start

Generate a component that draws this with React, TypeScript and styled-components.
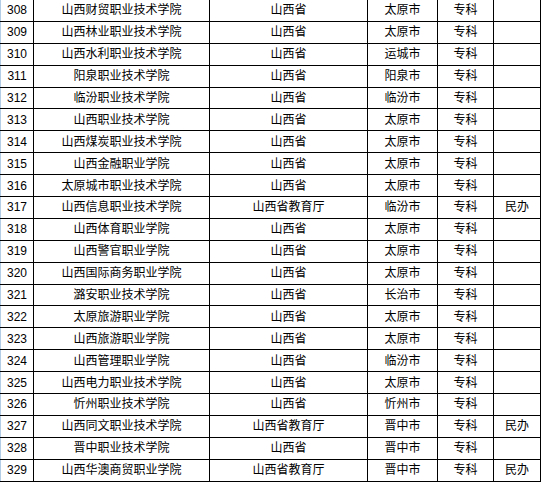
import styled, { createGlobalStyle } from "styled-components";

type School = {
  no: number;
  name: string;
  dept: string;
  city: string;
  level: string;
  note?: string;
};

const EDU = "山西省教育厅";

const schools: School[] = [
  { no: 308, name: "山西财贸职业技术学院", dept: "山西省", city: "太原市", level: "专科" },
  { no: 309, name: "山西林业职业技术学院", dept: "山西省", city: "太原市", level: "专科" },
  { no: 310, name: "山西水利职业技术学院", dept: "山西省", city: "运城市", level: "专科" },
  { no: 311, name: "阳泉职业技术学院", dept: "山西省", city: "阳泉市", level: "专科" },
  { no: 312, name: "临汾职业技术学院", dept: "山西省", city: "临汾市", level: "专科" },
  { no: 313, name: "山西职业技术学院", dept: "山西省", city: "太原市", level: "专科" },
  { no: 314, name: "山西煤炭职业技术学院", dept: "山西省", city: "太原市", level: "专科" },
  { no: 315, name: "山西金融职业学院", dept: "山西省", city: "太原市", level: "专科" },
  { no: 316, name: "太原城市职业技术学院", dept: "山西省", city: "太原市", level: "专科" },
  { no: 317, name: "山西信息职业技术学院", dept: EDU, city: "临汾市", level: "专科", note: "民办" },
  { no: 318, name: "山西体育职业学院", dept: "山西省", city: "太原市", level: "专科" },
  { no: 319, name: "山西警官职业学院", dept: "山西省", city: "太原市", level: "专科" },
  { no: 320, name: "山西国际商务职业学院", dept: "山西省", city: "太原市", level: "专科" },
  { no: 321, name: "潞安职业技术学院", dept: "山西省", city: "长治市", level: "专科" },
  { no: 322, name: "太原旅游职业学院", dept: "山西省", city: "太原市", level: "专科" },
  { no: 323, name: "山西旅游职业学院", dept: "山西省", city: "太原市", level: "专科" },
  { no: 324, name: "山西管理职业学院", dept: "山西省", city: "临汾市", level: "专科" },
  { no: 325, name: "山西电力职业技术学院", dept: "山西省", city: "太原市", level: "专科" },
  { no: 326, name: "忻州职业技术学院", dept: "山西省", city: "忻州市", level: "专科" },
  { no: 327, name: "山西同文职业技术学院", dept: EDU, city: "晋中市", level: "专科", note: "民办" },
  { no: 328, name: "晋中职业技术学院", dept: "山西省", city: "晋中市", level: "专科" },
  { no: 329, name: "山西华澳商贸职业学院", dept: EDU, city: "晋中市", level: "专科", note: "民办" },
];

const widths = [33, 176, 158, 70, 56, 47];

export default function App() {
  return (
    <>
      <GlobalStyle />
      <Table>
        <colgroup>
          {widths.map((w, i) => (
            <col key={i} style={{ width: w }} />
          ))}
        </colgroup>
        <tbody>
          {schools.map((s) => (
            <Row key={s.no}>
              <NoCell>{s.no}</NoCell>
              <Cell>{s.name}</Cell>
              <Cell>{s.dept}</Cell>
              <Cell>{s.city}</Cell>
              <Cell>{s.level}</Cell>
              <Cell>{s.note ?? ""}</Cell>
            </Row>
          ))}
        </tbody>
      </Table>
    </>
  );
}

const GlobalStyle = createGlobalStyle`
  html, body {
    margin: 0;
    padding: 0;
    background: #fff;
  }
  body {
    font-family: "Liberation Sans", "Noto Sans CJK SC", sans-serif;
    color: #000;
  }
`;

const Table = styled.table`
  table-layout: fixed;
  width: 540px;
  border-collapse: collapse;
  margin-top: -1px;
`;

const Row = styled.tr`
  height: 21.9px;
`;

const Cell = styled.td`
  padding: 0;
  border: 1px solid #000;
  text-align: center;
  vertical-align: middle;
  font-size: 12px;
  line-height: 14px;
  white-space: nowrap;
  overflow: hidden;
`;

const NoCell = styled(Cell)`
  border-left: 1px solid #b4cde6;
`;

end

Leave out all pictures, then copy the remaining material exactly.

Generate a component that draws this with React, TypeScript and styled-components.
import styled, { createGlobalStyle } from "styled-components";

type School = {
  no: number;
  name: string;
  dept: string;
  city: string;
  level: string;
  note?: string;
};

const EDU = "山西省教育厅";

const schools: School[] = [
  { no: 308, name: "山西财贸职业技术学院", dept: "山西省", city: "太原市", level: "专科" },
  { no: 309, name: "山西林业职业技术学院", dept: "山西省", city: "太原市", level: "专科" },
  { no: 310, name: "山西水利职业技术学院", dept: "山西省", city: "运城市", level: "专科" },
  { no: 311, name: "阳泉职业技术学院", dept: "山西省", city: "阳泉市", level: "专科" },
  { no: 312, name: "临汾职业技术学院", dept: "山西省", city: "临汾市", level: "专科" },
  { no: 313, name: "山西职业技术学院", dept: "山西省", city: "太原市", level: "专科" },
  { no: 314, name: "山西煤炭职业技术学院", dept: "山西省", city: "太原市", level: "专科" },
  { no: 315, name: "山西金融职业学院", dept: "山西省", city: "太原市", level: "专科" },
  { no: 316, name: "太原城市职业技术学院", dept: "山西省", city: "太原市", level: "专科" },
  { no: 317, name: "山西信息职业技术学院", dept: EDU, city: "临汾市", level: "专科", note: "民办" },
  { no: 318, name: "山西体育职业学院", dept: "山西省", city: "太原市", level: "专科" },
  { no: 319, name: "山西警官职业学院", dept: "山西省", city: "太原市", level: "专科" },
  { no: 320, name: "山西国际商务职业学院", dept: "山西省", city: "太原市", level: "专科" },
  { no: 321, name: "潞安职业技术学院", dept: "山西省", city: "长治市", level: "专科" },
  { no: 322, name: "太原旅游职业学院", dept: "山西省", city: "太原市", level: "专科" },
  { no: 323, name: "山西旅游职业学院", dept: "山西省", city: "太原市", level: "专科" },
  { no: 324, name: "山西管理职业学院", dept: "山西省", city: "临汾市", level: "专科" },
  { no: 325, name: "山西电力职业技术学院", dept: "山西省", city: "太原市", level: "专科" },
  { no: 326, name: "忻州职业技术学院", dept: "山西省", city: "忻州市", level: "专科" },
  { no: 327, name: "山西同文职业技术学院", dept: EDU, city: "晋中市", level: "专科", note: "民办" },
  { no: 328, name: "晋中职业技术学院", dept: "山西省", city: "晋中市", level: "专科" },
  { no: 329, name: "山西华澳商贸职业学院", dept: EDU, city: "晋中市", level: "专科", note: "民办" },
];

const widths = [33, 176, 158, 70, 56, 47];

export default function App() {
  return (
    <>
      <GlobalStyle />
      <Table>
        <colgroup>
          {widths.map((w, i) => (
            <col key={i} style={{ width: w }} />
          ))}
        </colgroup>
        <tbody>
          {schools.map((s) => (
            <Row key={s.no}>
              <NoCell>{s.no}</NoCell>
              <Cell>{s.name}</Cell>
              <Cell>{s.dept}</Cell>
              <Cell>{s.city}</Cell>
              <Cell>{s.level}</Cell>
              <Cell>{s.note ?? ""}</Cell>
            </Row>
          ))}
        </tbody>
      </Table>
    </>
  );
}

const GlobalStyle = createGlobalStyle`
  html, body {
    margin: 0;
    padding: 0;
    background: #fff;
  }
  body {
    font-family: "Liberation Sans", "Noto Sans CJK SC", sans-serif;
    color: #000;
  }
`;

const Table = styled.table`
  table-layout: fixed;
  width: 540px;
  border-collapse: collapse;
  margin-top: -1px;
`;

const Row = styled.tr`
  height: 21.9px;
`;

const Cell = styled.td`
  padding: 0;
  border: 1px solid #000;
  text-align: center;
  vertical-align: middle;
  font-size: 12px;
  line-height: 14px;
  white-space: nowrap;
  overflow: hidden;
`;

const NoCell = styled(Cell)`
  border-left: 1px solid #b4cde6;
`;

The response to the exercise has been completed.